- Stairways, while common, can pose serious hazards if not used correctly or maintained properly. The illusion of familiarity with stairs can lead to neglect of safety precautions.
- Employers are responsible for ensuring that stairs are safe in the workplace, and employees must use them properly. This includes maintaining clean and clear stairways, securing unprotected edges, and providing adequate lighting.
- Distractions and multitasking while using stairs can increase the risk of accidents. It’s crucial to focus on each step and avoid carrying loads that obstruct vision or hinder handrail usage.
- Regular safety meetings and trainings can significantly enhance workplace safety, bringing attention to common risks associated with stair usage and how to prevent accidents.
Introduction: The Hidden Perils of Stairways
Navigating stairways is such an integral part of our daily lives that we often overlook the risks they pose. Whether at home or in the workplace, stairs are used without a second thought, their familiar nature causing us to underestimate potential hazards. However, slips, trips, and falls on stairs can result in serious injuries, and in some instances, even fatalities. It’s crucial, therefore, to understand the nuances of stair safety and incorporate it into our daily routines. This article provides an extensive look at stair safety, aiming to help you step wisely and safely.
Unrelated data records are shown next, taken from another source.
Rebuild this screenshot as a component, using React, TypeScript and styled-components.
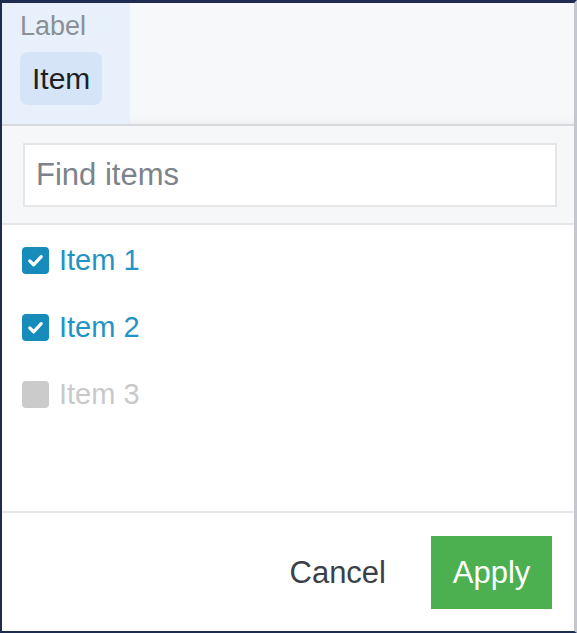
import React from "react";
import styled, { createGlobalStyle } from "styled-components";

const Global = createGlobalStyle`
  html, body { margin: 0; padding: 0; background: #ffffff; }
  body { font-family: "Liberation Sans", Arial, sans-serif; }
  * { box-sizing: border-box; }
`;

const Frame = styled.div`
  width: 577px;
  height: 633px;
  display: flex;
  flex-direction: column;
  border-top: 3px solid #1e2c52;
  border-left: 2px solid #1e2c52;
  border-bottom: 2px solid #1e2c52;
  border-right: 3px solid #c4c7ce;
  background: #ffffff;
  overflow: hidden;
`;

const Header = styled.div`
  height: 123px;
  flex: none;
  display: flex;
  background: #f6f8fa;
  border-bottom: 2px solid #d7d9dc;
  box-shadow: inset 0 -10px 10px -8px rgba(0, 0, 0, 0.05);
`;

const Column = styled.div<{ $active?: boolean }>`
  width: 128px;
  padding: 8px 0 0 18px;
  display: flex;
  flex-direction: column;
  align-items: flex-start;
  gap: 11px;
  background: ${(p) => (p.$active ? "#e8f0fb" : "transparent")};
`;

const ColumnLabel = styled.div`
  font-size: 27px;
  line-height: 30px;
  color: #8a9096;
`;

const Chip = styled.div`
  height: 53px;
  padding: 0 12px;
  display: flex;
  align-items: center;
  border-radius: 8px;
  background: #d5e5f7;
  color: #1d1f22;
  font-size: 30px;
`;

const SearchBar = styled.div`
  flex: none;
  padding: 17px 17px 16px 21px;
  background: #f6f7f9;
  border-bottom: 2px solid #e6e7e9;
`;

const SearchInput = styled.input`
  display: block;
  width: 100%;
  height: 64px;
  border: 2px solid #e5e6e8;
  background: #ffffff;
  padding: 0 11px;
  font-family: "Liberation Sans", Arial, sans-serif;
  font-size: 31px;
  color: #333;
  outline: none;
  &::placeholder { color: #7d838b; }
`;

const List = styled.div`
  flex: 1;
  padding: 2px 0 0 20px;
  display: flex;
  flex-direction: column;
`;

const Row = styled.label<{ $disabled?: boolean }>`
  height: 67px;
  display: flex;
  align-items: center;
  gap: 10px;
  font-size: 29px;
  color: ${(p) => (p.$disabled ? "#c8c9cb" : "#1f94c5")};
`;

const Box = styled.span<{ $checked?: boolean; $disabled?: boolean }>`
  width: 27px;
  height: 27px;
  border-radius: 4px;
  display: flex;
  align-items: center;
  justify-content: center;
  background: ${(p) => (p.$disabled ? "#cbcbcb" : p.$checked ? "#178cba" : "#fff")};
`;

const Footer = styled.div`
  height: 120px;
  flex: none;
  border-top: 2px solid #e6e7e9;
  display: flex;
  align-items: center;
  justify-content: flex-end;
  padding: 1px 22px 0 0;
  gap: 23px;
`;

const TextButton = styled.button`
  border: none;
  background: none;
  padding: 0 22px;
  height: 73px;
  font-family: "Liberation Sans", Arial, sans-serif;
  font-size: 31px;
  color: #3a3f48;
`;

const PrimaryButton = styled.button`
  border: none;
  width: 121px;
  height: 73px;
  flex: none;
  background: #4caf50;
  color: #ffffff;
  font-family: "Liberation Sans", Arial, sans-serif;
  font-size: 31px;
  padding: 0;
`;

const items = [
  { label: "Item 1", checked: true, disabled: false },
  { label: "Item 2", checked: true, disabled: false },
  { label: "Item 3", checked: false, disabled: true },
];

const Check = () => (
  <svg width="19" height="19" viewBox="0 0 20 20">
    <path d="M4 10.5 L8 14.5 L16 6" fill="none" stroke="#ffffff" strokeWidth="3.4" strokeLinecap="round" strokeLinejoin="round" />
  </svg>
);

export default function App() {
  return (
    <>
      <Global />
      <Frame>
        <Header>
          <Column $active>
            <ColumnLabel>Label</ColumnLabel>
            <Chip>Item</Chip>
          </Column>
        </Header>
        <SearchBar>
          <SearchInput placeholder="Find items" />
        </SearchBar>
        <List>
          {items.map((it) => (
            <Row key={it.label} $disabled={it.disabled}>
              <Box $checked={it.checked} $disabled={it.disabled}>
                {it.checked && <Check />}
              </Box>
              {it.label}
            </Row>
          ))}
        </List>
        <Footer>
          <TextButton>Cancel</TextButton>
          <PrimaryButton>Apply</PrimaryButton>
        </Footer>
      </Frame>
    </>
  );
}
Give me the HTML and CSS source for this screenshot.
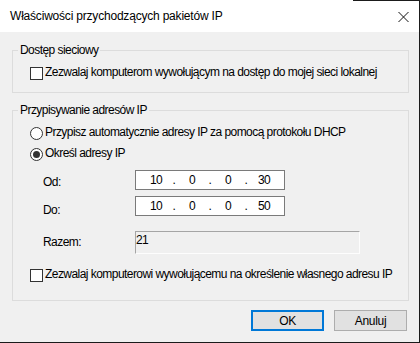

The Ubiquity of Stairways: A Familiar Hazard
Most workplaces feature stairways as a common means of navigating between different levels. From office buildings to industrial settings, stairs are omnipresent, allowing easy access to various floors. However, their everyday nature can lead to a false sense of security, as employees tend to ignore potential risks when performing familiar tasks, such as walking up and down stairs. This comfort can result in careless behavior, such as not paying attention or rushing, both of which can lead to unexpected injuries. Therefore, recognizing the potential dangers of stairways is the first step toward promoting stair safety.
The Anatomy of Stairways
Understanding the components of a stairway can help us better comprehend potential hazards. A typical stairway includes a landing platform, a handrail or stair rail system, and steps (risers). Employers must ensure that stairways with at least four risers or three treads are equipped with rail systems and handrails for safety, as stated by OSHA General Industry Standard 1910.28(b)(11)(i). Additionally, all exposed sides of stairway floor openings, except for the entrance, must be secured with a standard railing. This helps prevent falls from the stairs, which can lead to severe injuries or death.
Obstructions: A Slippery Slope to Accidents
Platform landings on stairways must be free of any obstructions, such as debris, materials, or trash, which can pose significant tripping hazards. Doors or gates leading to a stairway should open freely and not create additional tripping risks. Regular inspections for irregularities like missing steps, loose handrails, corrosion, holes, grease, spills, or loose carpet/rugs are necessary to ensure the stairway’s safety. Maintaining clean and clear stairs is a shared responsibility of both employers and employees.
The Menace of Multitasking: A Step Toward Danger
In today’s fast-paced world, multitasking has become a common practice. However, attempting to do something else while using stairs, such as reading, checking your phone, or carrying a load, is a recipe for disaster. It’s important to concentrate entirely on the task of navigating the stairs, avoiding distractions, and ensuring full visibility of the steps ahead. Furthermore, carrying a load that requires both hands is especially dangerous as it not only obscures vision but also prevents the use of handrails, increasing the risk of falls.
The Power of Precautions: Mitigating Risks
- Always use handrails: Whether ascending or descending, handrails provide additional support and stability. They are particularly helpful in maintaining balance if a misstep occurs.
- Mind the environment: Wet conditions due to rain, snow, or ice can make stairs slippery. Be cautious of such conditions and ensure stairs are dry before use.
- Keep stairs clean: Stairs should be free of any trash, debris, or materials that can make steps slippery or cause someone to trip.
- One step at a time: Rushing up or down the stairs can lead to missteps. Always take one step at a time for a safe journey.
- Adequate lighting: Proper illumination is crucial in preventing missteps. Ensure stairways are well lit and report any insufficient lighting.
- Mind your footwear: Ensure your shoes are tied before using stairs. Slippery soles can also increase the risk of falls.
The Role of Regular Safety Meetings
Even though walking up and down stairs may seem basic, it should never be assumed that everyone is aware of the safety precautions associated with stair usage. Regular safety meetings or toolbox talks can serve as valuable platforms to address stair safety. These sessions can cover crucial topics like the correct use of handrails, the importance of maintaining clean and clear stairs, and the dangers of multitasking while using stairs.
Conclusion: Towards a Safer Future
Stair safety is a shared responsibility. Employers are tasked with providing safe and well-maintained stairways, and employees must commit to using stairs correctly and responsibly. While the stairs may seem like an unassuming part of the workday, understanding the risks they pose and adhering to safety measures can prevent accidents. By cultivating a culture of safety, we can ensure that every step we take is a step towards a safer future.